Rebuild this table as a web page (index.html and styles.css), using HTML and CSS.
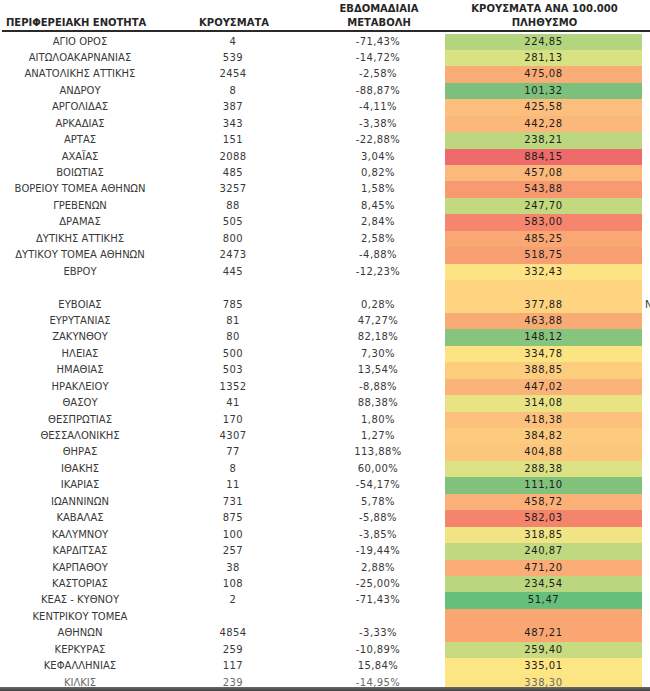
FILE: index.html
```html
<!DOCTYPE html>
<html lang="el">
<head>
<meta charset="utf-8">
<title>Κρούσματα ανά περιφερειακή ενότητα</title>
<link rel="stylesheet" href="styles.css">
</head>
<body>
<div class="sheet">
  <div class="head">
    <div class="hc h-left">ΠΕΡΙΦΕΡΕΙΑΚΗ ΕΝΟΤΗΤΑ</div>
    <div class="hc">ΚΡΟΥΣΜΑΤΑ</div>
    <div class="hc c3">ΕΒΔΟΜΑΔΙΑΙΑ<br>ΜΕΤΑΒΟΛΗ</div>
    <div class="hc">ΚΡΟΥΣΜΑΤΑ ΑΝΑ 100.000<br>ΠΛΗΘΥΣΜΟ</div>
    <div class="hc"></div>
  </div>
  <div class="body">
    <div class="row"><div class="c">ΑΓΙΟ ΟΡΟΣ</div><div class="c n">4</div><div class="c n c3">-71,43%</div><div class="c v" style="background:#b3d57f">224,85</div><div class="c"></div></div>
    <div class="row"><div class="c">ΑΙΤΩΛΟΑΚΑΡΝΑΝΙΑΣ</div><div class="c n">539</div><div class="c n c3">-14,72%</div><div class="c v" style="background:#d8e283">281,13</div><div class="c"></div></div>
    <div class="row"><div class="c">ΑΝΑΤΟΛΙΚΗΣ ΑΤΤΙΚΗΣ</div><div class="c n">2454</div><div class="c n c3">-2,58%</div><div class="c v" style="background:#f9ac76">475,08</div><div class="c"></div></div>
    <div class="row"><div class="c">ΑΝΔΡΟΥ</div><div class="c n">8</div><div class="c n c3">-88,87%</div><div class="c v" style="background:#7cc07c">101,32</div><div class="c"></div></div>
    <div class="row"><div class="c">ΑΡΓΟΛΙΔΑΣ</div><div class="c n">387</div><div class="c n c3">-4,11%</div><div class="c v" style="background:#fbbe7c">425,58</div><div class="c"></div></div>
    <div class="row"><div class="c">ΑΡΚΑΔΙΑΣ</div><div class="c n">343</div><div class="c n c3">-3,38%</div><div class="c v" style="background:#fbb87a">442,28</div><div class="c"></div></div>
    <div class="row"><div class="c">ΑΡΤΑΣ</div><div class="c n">151</div><div class="c n c3">-22,88%</div><div class="c v" style="background:#bcd780">238,21</div><div class="c"></div></div>
    <div class="row"><div class="c">ΑΧΑΪΑΣ</div><div class="c n">2088</div><div class="c n c3">3,04%</div><div class="c v" style="background:#ef6b6b">884,15</div><div class="c"></div></div>
    <div class="row"><div class="c">ΒΟΙΩΤΙΑΣ</div><div class="c n">485</div><div class="c n c3">0,82%</div><div class="c v" style="background:#fbb97b">457,08</div><div class="c"></div></div>
    <div class="row"><div class="c">ΒΟΡΕΙΟΥ ΤΟΜΕΑ ΑΘΗΝΩΝ</div><div class="c n">3257</div><div class="c n c3">1,58%</div><div class="c v" style="background:#f89a71">543,88</div><div class="c"></div></div>
    <div class="row"><div class="c">ΓΡΕΒΕΝΩΝ</div><div class="c n">88</div><div class="c n c3">8,45%</div><div class="c v" style="background:#c2d980">247,70</div><div class="c"></div></div>
    <div class="row"><div class="c">ΔΡΑΜΑΣ</div><div class="c n">505</div><div class="c n c3">2,84%</div><div class="c v" style="background:#f5866d">583,00</div><div class="c"></div></div>
    <div class="row"><div class="c">ΔΥΤΙΚΗΣ ΑΤΤΙΚΗΣ</div><div class="c n">800</div><div class="c n c3">2,58%</div><div class="c v" style="background:#f9a873">485,25</div><div class="c"></div></div>
    <div class="row"><div class="c">ΔΥΤΙΚΟΥ ΤΟΜΕΑ ΑΘΗΝΩΝ</div><div class="c n">2473</div><div class="c n c3">-4,88%</div><div class="c v" style="background:#f89f71">518,75</div><div class="c"></div></div>
    <div class="row"><div class="c">ΕΒΡΟΥ</div><div class="c n">445</div><div class="c n c3">-12,23%</div><div class="c v" style="background:#fde383">332,43</div><div class="c"></div></div>
    <div class="row tall"><div class="c">ΕΥΒΟΙΑΣ</div><div class="c n">785</div><div class="c n c3">0,28%</div><div class="c v" style="background:#fed480">377,88</div><div class="c stray">N</div></div>
    <div class="row"><div class="c">ΕΥΡΥΤΑΝΙΑΣ</div><div class="c n">81</div><div class="c n c3">47,27%</div><div class="c v" style="background:#f9ab75">463,88</div><div class="c"></div></div>
    <div class="row"><div class="c">ΖΑΚΥΝΘΟΥ</div><div class="c n">80</div><div class="c n c3">82,18%</div><div class="c v" style="background:#87c47d">148,12</div><div class="c"></div></div>
    <div class="row"><div class="c">ΗΛΕΙΑΣ</div><div class="c n">500</div><div class="c n c3">7,30%</div><div class="c v" style="background:#fde482">334,78</div><div class="c"></div></div>
    <div class="row"><div class="c">ΗΜΑΘΙΑΣ</div><div class="c n">503</div><div class="c n c3">13,54%</div><div class="c v" style="background:#fdcd7e">388,85</div><div class="c"></div></div>
    <div class="row"><div class="c">ΗΡΑΚΛΕΙΟΥ</div><div class="c n">1352</div><div class="c n c3">-8,88%</div><div class="c v" style="background:#fab379">447,02</div><div class="c"></div></div>
    <div class="row"><div class="c">ΘΑΣΟΥ</div><div class="c n">41</div><div class="c n c3">88,38%</div><div class="c v" style="background:#e9e383">314,08</div><div class="c"></div></div>
    <div class="row"><div class="c">ΘΕΣΠΡΩΤΙΑΣ</div><div class="c n">170</div><div class="c n c3">1,80%</div><div class="c v" style="background:#fcc27d">418,38</div><div class="c"></div></div>
    <div class="row"><div class="c">ΘΕΣΣΑΛΟΝΙΚΗΣ</div><div class="c n">4307</div><div class="c n c3">1,27%</div><div class="c v" style="background:#fdcb7e">384,82</div><div class="c"></div></div>
    <div class="row"><div class="c">ΘΗΡΑΣ</div><div class="c n">77</div><div class="c n c3">113,88%</div><div class="c v" style="background:#fcc67d">404,88</div><div class="c"></div></div>
    <div class="row"><div class="c">ΙΘΑΚΗΣ</div><div class="c n">8</div><div class="c n c3">60,00%</div><div class="c v" style="background:#dce183">288,38</div><div class="c"></div></div>
    <div class="row"><div class="c">ΙΚΑΡΙΑΣ</div><div class="c n">11</div><div class="c n c3">-54,17%</div><div class="c v" style="background:#80c17c">111,10</div><div class="c"></div></div>
    <div class="row"><div class="c">ΙΩΑΝΝΙΝΩΝ</div><div class="c n">731</div><div class="c n c3">5,78%</div><div class="c v" style="background:#fab077">458,72</div><div class="c"></div></div>
    <div class="row"><div class="c">ΚΑΒΑΛΑΣ</div><div class="c n">875</div><div class="c n c3">-5,88%</div><div class="c v" style="background:#f5846d">582,03</div><div class="c"></div></div>
    <div class="row"><div class="c">ΚΑΛΥΜΝΟΥ</div><div class="c n">100</div><div class="c n c3">-3,85%</div><div class="c v" style="background:#f0e484">318,85</div><div class="c"></div></div>
    <div class="row"><div class="c">ΚΑΡΔΙΤΣΑΣ</div><div class="c n">257</div><div class="c n c3">-19,44%</div><div class="c v" style="background:#c0d880">240,87</div><div class="c"></div></div>
    <div class="row"><div class="c">ΚΑΡΠΑΘΟΥ</div><div class="c n">38</div><div class="c n c3">2,88%</div><div class="c v" style="background:#faad76">471,20</div><div class="c"></div></div>
    <div class="row"><div class="c">ΚΑΣΤΟΡΙΑΣ</div><div class="c n">108</div><div class="c n c3">-25,00%</div><div class="c v" style="background:#bad780">234,54</div><div class="c"></div></div>
    <div class="row"><div class="c">ΚΕΑΣ - ΚΥΘΝΟΥ</div><div class="c n">2</div><div class="c n c3">-71,43%</div><div class="c v" style="background:#66bf7b">51,47</div><div class="c"></div></div>
    <div class="row tall"><div class="c">ΚΕΝΤΡΙΚΟΥ ΤΟΜΕΑ<br>ΑΘΗΝΩΝ</div><div class="c n">4854</div><div class="c n c3">-3,33%</div><div class="c v" style="background:#f9a673">487,21</div><div class="c"></div></div>
    <div class="row"><div class="c">ΚΕΡΚΥΡΑΣ</div><div class="c n">259</div><div class="c n c3">-10,89%</div><div class="c v" style="background:#c8db81">259,40</div><div class="c"></div></div>
    <div class="row"><div class="c">ΚΕΦΑΛΛΗΝΙΑΣ</div><div class="c n">117</div><div class="c n c3">15,84%</div><div class="c v" style="background:#fde683">335,01</div><div class="c"></div></div>
    <div class="row last"><div class="c">ΚΙΛΚΙΣ</div><div class="c n">239</div><div class="c n c3">-14,95%</div><div class="c v" style="background:#fee583">338,30</div><div class="c"></div></div>
  </div>
</div>
<div class="bottom-bar"></div>
</body>
</html>
```
FILE: styles.css
```css
html, body {
  margin: 0;
  padding: 0;
  background: #ffffff;
}
body {
  width: 650px;
  height: 691px;
  overflow: hidden;
  position: relative;
  font-family: "DejaVu Sans", Verdana, sans-serif;
  font-size: 10px;
  color: #383838;
}
.sheet {
  width: 700px;
}
.head,
.row {
  display: grid;
  grid-template-columns: 160px 146px 139px 197px 58px;
}
.head {
  height: 30px;
  margin-left: 2px;
  border-bottom: 2px solid #2a2a2a;
  margin-right: -2px;
}
.hc {
  align-self: end;
  text-align: center;
  font-weight: bold;
  font-size: 10px;
  line-height: 13.3px;
  padding-bottom: 1px;
  color: #262626;
  margin-left: -2px;
}
.hc.h-left {
  text-align: left;
  padding-left: 6px;
}
.c3 {
  padding-left: 5px;
}
.body {
  padding-top: 1.5px;
}
.row {
  height: 16.45px;
}
.row.tall {
  height: 32.9px;
}
.c {
  text-align: center;
  line-height: 16.45px;
  white-space: nowrap;
  align-self: end;
}
.row .c.v {
  align-self: stretch;
  display: flex;
  align-items: flex-end;
  justify-content: center;
  color: #1c1c1c;
  letter-spacing: 0.6px;
}
.n {
  letter-spacing: 0.4px;
}
.stray {
  text-align: left;
  padding-left: 3px;
}
.row.last .c {
  color: #6a6a6a;
}
.bottom-bar {
  position: absolute;
  left: 0;
  top: 687px;
  width: 650px;
  height: 4px;
  background: linear-gradient(#6a6a6a, #404040);
}
```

* [REQUEST]: List all lines above in which the string "styles" appears.

* [RESULT FOR THIS EXERCISE]:
Rebuild this table as a web page (index.html and styles.css), using HTML and CSS.
<link rel="stylesheet" href="styles.css">
FILE: styles.css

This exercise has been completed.